GOAL –
Pick out the lines in the listing below that contain the word "this" and copy them.

====== DATA TO USE

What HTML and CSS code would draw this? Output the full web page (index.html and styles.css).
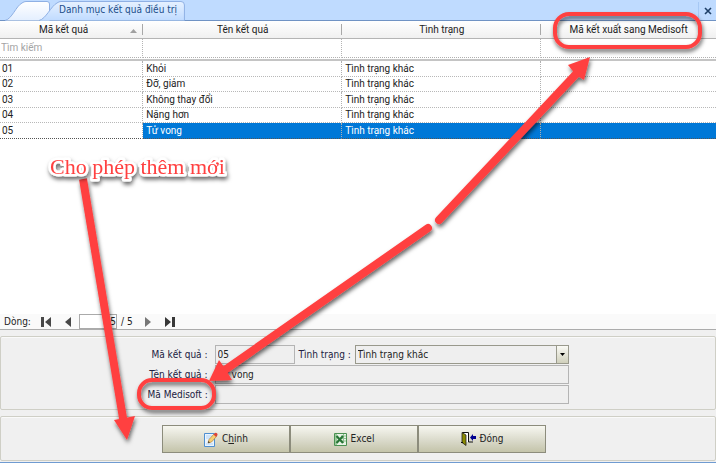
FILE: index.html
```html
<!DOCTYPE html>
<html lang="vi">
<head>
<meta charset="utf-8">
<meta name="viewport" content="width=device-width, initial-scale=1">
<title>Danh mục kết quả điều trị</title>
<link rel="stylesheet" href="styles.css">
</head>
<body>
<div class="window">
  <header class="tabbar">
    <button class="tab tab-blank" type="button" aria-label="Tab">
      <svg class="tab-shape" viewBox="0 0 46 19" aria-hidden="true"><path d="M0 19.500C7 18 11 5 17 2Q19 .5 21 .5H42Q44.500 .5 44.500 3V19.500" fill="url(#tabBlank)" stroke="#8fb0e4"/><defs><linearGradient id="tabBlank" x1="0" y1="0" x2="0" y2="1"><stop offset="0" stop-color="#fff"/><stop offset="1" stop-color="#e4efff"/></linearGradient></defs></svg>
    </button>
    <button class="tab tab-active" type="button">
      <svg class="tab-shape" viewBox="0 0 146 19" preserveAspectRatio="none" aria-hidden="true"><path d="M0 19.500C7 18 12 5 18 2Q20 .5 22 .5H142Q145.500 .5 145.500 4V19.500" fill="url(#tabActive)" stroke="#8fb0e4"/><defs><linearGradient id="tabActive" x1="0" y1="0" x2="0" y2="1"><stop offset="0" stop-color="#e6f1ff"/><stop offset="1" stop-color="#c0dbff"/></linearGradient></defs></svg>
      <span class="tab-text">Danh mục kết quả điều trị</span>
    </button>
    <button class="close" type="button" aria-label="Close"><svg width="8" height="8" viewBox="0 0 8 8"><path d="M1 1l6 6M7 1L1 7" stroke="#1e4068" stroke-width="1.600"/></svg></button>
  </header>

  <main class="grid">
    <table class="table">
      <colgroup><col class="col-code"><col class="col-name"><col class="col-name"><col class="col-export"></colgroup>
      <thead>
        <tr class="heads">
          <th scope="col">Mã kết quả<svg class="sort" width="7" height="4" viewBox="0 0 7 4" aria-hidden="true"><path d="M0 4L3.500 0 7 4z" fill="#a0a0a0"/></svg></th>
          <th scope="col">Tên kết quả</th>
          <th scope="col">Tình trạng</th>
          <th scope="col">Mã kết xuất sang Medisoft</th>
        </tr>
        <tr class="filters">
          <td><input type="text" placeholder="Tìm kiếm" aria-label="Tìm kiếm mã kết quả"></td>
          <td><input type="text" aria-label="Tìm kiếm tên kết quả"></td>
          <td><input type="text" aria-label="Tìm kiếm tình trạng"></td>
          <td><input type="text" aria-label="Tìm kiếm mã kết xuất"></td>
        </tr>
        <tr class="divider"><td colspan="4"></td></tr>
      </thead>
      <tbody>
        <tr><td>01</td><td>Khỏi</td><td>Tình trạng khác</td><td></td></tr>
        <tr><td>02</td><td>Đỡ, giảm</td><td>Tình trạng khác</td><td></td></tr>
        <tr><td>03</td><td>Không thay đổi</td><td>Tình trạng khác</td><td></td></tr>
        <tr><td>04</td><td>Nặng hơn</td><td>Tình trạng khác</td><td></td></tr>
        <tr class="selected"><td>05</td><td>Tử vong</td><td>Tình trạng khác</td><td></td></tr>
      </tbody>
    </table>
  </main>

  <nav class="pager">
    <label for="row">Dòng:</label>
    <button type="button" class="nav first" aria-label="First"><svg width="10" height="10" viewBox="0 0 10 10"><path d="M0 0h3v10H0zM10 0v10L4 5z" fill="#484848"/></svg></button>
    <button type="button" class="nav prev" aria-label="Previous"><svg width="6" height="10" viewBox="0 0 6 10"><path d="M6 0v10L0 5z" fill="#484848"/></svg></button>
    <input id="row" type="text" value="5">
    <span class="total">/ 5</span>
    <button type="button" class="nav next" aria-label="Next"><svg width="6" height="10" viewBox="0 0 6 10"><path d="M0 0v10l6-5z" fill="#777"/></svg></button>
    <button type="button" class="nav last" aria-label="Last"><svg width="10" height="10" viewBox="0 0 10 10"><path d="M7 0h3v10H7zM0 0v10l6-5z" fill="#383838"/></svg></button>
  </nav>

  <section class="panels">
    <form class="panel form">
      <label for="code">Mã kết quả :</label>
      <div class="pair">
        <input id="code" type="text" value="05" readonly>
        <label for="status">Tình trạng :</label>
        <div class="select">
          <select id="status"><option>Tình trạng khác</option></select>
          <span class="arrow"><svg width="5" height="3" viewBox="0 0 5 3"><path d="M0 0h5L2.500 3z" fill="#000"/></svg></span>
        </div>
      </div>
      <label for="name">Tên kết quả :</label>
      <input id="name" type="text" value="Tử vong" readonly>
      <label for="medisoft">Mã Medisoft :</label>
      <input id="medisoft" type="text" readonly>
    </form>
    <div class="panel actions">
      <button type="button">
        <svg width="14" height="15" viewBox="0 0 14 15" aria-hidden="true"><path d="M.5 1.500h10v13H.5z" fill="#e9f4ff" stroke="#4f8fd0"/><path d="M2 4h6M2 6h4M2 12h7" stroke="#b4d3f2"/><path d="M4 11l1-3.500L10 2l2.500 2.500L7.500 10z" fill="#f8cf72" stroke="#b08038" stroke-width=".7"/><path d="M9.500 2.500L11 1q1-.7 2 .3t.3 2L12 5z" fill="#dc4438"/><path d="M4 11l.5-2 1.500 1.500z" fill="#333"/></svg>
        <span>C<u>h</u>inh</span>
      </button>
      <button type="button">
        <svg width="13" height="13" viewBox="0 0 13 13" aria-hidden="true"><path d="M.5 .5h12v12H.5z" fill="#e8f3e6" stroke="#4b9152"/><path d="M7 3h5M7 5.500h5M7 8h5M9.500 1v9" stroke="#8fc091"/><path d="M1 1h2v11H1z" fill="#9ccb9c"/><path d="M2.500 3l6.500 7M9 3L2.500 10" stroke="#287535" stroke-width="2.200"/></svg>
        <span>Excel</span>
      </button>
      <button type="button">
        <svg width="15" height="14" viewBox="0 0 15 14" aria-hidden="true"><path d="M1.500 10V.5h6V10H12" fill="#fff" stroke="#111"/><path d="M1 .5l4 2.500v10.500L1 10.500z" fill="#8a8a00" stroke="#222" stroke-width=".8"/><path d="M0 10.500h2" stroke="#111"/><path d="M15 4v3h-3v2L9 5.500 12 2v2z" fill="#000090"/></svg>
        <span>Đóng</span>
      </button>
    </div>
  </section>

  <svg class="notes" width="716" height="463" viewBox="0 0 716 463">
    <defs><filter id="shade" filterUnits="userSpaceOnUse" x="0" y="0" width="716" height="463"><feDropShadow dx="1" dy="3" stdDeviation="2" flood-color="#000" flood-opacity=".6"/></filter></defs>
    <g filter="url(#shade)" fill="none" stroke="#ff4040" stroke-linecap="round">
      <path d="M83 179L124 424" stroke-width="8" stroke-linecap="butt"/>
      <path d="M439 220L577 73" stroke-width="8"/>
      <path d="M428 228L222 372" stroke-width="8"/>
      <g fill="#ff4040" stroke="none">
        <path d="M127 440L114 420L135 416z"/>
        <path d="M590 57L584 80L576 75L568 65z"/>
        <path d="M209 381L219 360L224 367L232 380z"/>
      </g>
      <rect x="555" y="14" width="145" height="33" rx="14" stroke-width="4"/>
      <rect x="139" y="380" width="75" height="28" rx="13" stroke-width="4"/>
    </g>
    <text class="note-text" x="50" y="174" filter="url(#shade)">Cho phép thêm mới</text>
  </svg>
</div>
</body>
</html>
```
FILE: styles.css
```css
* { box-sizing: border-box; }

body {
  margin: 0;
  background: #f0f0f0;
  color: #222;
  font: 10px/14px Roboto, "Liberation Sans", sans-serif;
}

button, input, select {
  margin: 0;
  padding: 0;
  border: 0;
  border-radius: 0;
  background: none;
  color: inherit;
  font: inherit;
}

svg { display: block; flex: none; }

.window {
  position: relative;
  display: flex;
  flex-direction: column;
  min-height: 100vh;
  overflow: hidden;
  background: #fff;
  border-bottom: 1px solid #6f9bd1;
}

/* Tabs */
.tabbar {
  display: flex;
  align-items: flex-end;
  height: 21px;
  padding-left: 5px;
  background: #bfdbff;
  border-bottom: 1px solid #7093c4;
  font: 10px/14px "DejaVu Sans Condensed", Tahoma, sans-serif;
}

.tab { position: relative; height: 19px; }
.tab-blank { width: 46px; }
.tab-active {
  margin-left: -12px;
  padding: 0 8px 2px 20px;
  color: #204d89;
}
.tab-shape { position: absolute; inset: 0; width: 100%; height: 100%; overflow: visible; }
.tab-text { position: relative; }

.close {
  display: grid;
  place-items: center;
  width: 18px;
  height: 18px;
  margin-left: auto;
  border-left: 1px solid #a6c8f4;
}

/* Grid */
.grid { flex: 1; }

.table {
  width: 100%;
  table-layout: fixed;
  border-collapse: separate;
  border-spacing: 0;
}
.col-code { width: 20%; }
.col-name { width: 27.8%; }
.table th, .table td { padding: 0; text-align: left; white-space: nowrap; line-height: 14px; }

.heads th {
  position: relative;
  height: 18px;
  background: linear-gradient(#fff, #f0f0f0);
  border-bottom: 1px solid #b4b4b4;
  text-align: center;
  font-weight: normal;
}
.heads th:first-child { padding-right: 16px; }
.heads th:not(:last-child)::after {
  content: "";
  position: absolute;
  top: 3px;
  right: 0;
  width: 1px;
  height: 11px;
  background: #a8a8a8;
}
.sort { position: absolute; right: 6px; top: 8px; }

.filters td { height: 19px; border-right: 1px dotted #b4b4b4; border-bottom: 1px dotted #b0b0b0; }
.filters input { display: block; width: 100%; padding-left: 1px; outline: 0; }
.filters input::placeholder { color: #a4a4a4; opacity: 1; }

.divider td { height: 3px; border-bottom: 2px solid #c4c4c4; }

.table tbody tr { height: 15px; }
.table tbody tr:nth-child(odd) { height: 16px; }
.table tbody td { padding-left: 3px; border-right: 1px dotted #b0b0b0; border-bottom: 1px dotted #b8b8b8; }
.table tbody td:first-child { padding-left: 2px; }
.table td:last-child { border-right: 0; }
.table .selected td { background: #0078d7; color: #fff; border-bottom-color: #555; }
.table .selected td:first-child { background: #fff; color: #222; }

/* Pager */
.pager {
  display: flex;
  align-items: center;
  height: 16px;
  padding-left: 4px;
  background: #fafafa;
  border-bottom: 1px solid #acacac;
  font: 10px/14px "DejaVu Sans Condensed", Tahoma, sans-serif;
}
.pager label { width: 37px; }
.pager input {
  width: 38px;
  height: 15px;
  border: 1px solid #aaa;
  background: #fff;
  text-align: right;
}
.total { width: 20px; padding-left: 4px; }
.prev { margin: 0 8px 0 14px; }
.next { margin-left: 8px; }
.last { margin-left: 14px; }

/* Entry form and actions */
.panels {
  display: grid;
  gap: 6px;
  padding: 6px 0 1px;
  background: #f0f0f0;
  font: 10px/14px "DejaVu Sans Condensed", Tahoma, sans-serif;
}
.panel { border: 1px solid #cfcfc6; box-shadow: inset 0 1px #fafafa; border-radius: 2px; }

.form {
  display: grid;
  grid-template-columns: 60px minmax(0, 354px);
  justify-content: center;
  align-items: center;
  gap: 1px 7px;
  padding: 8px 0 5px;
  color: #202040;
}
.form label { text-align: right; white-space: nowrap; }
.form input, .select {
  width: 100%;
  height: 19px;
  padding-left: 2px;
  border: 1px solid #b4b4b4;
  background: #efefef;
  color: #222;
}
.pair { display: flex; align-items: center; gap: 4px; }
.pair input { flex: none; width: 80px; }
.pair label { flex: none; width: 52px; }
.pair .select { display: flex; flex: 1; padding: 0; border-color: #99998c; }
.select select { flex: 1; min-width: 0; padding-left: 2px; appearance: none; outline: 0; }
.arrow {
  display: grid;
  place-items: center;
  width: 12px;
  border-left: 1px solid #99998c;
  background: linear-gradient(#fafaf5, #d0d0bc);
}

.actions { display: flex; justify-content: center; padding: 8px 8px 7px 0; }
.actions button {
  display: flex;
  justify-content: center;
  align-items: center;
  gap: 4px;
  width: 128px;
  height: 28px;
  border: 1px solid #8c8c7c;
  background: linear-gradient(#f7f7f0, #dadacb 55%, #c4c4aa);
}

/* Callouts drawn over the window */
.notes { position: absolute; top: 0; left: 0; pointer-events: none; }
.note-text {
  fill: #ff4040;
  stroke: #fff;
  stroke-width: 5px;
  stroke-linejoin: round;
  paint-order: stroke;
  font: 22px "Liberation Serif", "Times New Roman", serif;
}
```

============
====== DATA TO USE

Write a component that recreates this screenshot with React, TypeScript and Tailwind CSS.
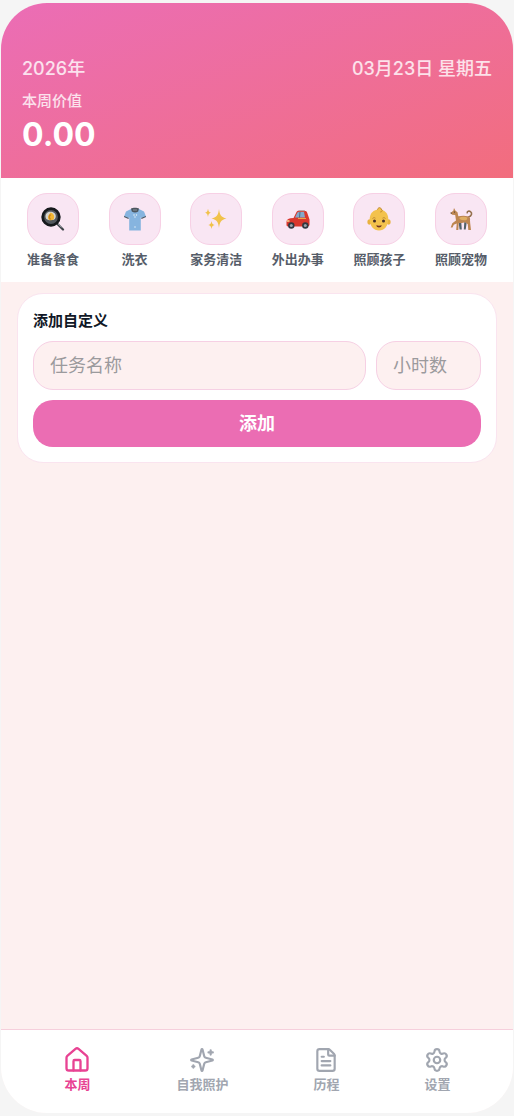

============

EXERCISE ANSWER –
What HTML and CSS code would draw this? Output the full web page (index.html and styles.css).
Write a component that recreates this screenshot with React, TypeScript and Tailwind CSS.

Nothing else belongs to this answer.